Por David Martín del Campo.- Supongamos que así se llamara ese país: la República de Supongamos. La ley fundamental sería la Suposición Nacional, y sus ciudadanos los suponentes. Un país, supongamos, de leyes, donde el pueblo, supongamos, las obedece, y las autoridades, supongamos, garantizan la felicidad del pueblo.

         Hace un año vivimos en “dejá vù” la catástrofe de 1985. El terremoto de entonces cimbró las estructuras del país y no sería demasiado aventurado asegurar que el cambio político que vivimos (“la cuarta república”) es consecuencia de aquel sismo que derruyó buena parte de la infraestructura urbana del entonces Distrito Federal. En aquel evento la ciudadanía tomó conciencia de la necesidad de sobrevivir a cualquier precio, e incluso por encima del gobierno, de modo que de esa solidaridad nació la conciencia que tres años después impulsara la campaña del Frente Democrático Nacional que puso en jaque (y posiblemente derrotó) al candidato oficial Carlos Salinas.

         23 años después, cuando los muchachos retornaban aburridos al salón de clases luego del “simulacro” sísmico, ocurrió otro de verdad que igualmente causó estragos en la ciudad capital y otras poblaciones de Morelos, Guerrero y Oaxaca. La Naturaleza, a ratos, es chocarrera, y la coincidencia en el calendario marcó al 19 de septiembre como un día siniestro en el santoral.

Mi diccionario ofrece como sinónimos de “simulacro” los sustantivos imitación, maniobra, simulación. Aunque el concepto debiera referirse más bien a zafarrancho o alarma, el simulacro nos recuerda la fragilidad de nuestra existencia, sobre todo si habitamos en esa mitad de país proclive a los temblores. El simulacro sísmico nos ejercita, nos habitúa, nos sitúa en la vulnerabilidad intrínseca del existir.

Por ello es que de aquí a un siglo la fecha coincidirá con innumerables simulacros para saber qué hacer cuando se advierta de la proximidad de un terremoto. Yo, en lo personal, he optado por una norma sencilla: al escuchar la alarma sísmica sé que dispongo de 42 segundos para salir del sitio en que me encuentre, si es que se ubica en los primeros tres pisos del edificio. En voz alta comienzo a contar, “dos, tres, cuatro…”, a sabiendas de que el primer segundo se perdió con la sorpresa. En esos segundos hay que acopiar lo indispensable: llaves, cartera, celular, zapatos, chamarra, antes de lanzarse a las escaleras. “Salvarse personalmente”, es la consigna, que después ya estaremos preguntando por los seres queridos. Ahora que si nos encontramos en un piso superior, la fórmula personal de salvación es ésa que inicia “Padre Nuestro, que estás en los Cielos…”

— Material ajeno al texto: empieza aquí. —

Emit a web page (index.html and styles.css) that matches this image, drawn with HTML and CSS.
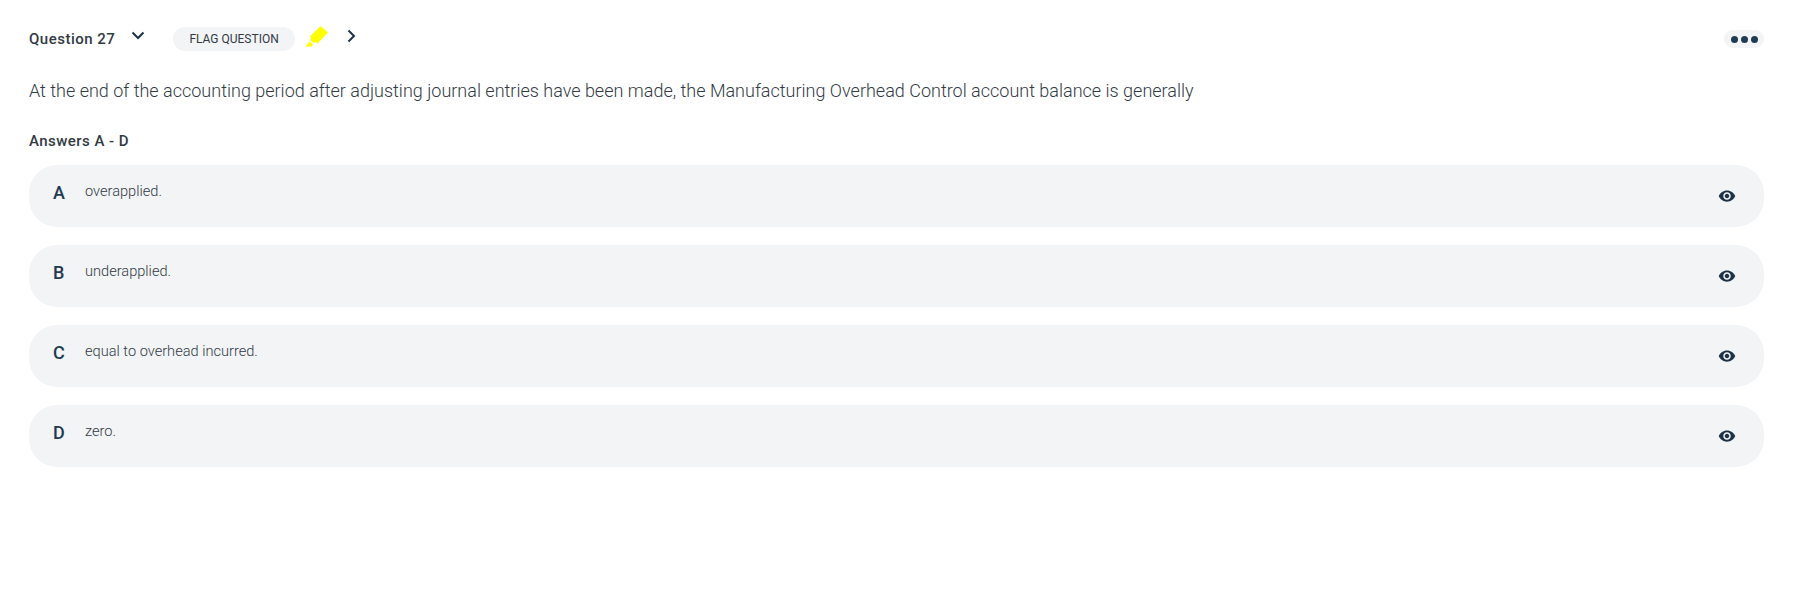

         El término, sin embargo, no es novedoso en la convivencia nacional. Piénsese, si no, en las rutinas del día a día, los impuestos evadidos, las mordidas, los arreglos al margen de la normatividad, y la ley misma cuya observancia es a nuestra conveniencia. Es decir, ese simulacro de país que vivimos y sufrimos cotidianamente. Así que simulamos y ensayamos, nos ejercitamos, maniobramos en la nación del “como si”, de modo que nuestra existencia transcurre más en la suposición (ya lo decíamos) del país Supongamos.

         Así que supongamos que hubo un candidato en campaña permanente que, no obstante vencer en las elecciones, no se contenta con eso y pretende prolongar por siempre la campaña en giras y contragiras (“de agradecimiento y difusión”) porque lo suyo, más que trabajo de mesa y síntesis, es el careo con las masas en la plaza pública. Supongamos que hubo un partido que fue, durante decenios, “el Partido” que hacía y deshacía, y que ahora, en el desfiladero de la historia, simula que nada ha pasado y que su propuesta política ha sido rebasada por ambos carriles, de modo que no le queda (mírenles las caras) más que “fingir demencia”.

         Supongamos, entonces, que en el país de las suposiciones y las simulaciones todo será como debió ser antes, cuando Juárez, cuando Madero, cuando Cárdenas, y suponiendo que todo tiempo pasado fue mejor, hagamos el simulacro de una nación en que el futuro es el pretérito, al fin que, como dice el refrán ruso: “pretender el pasado es lo mismo que perseguir al viento”.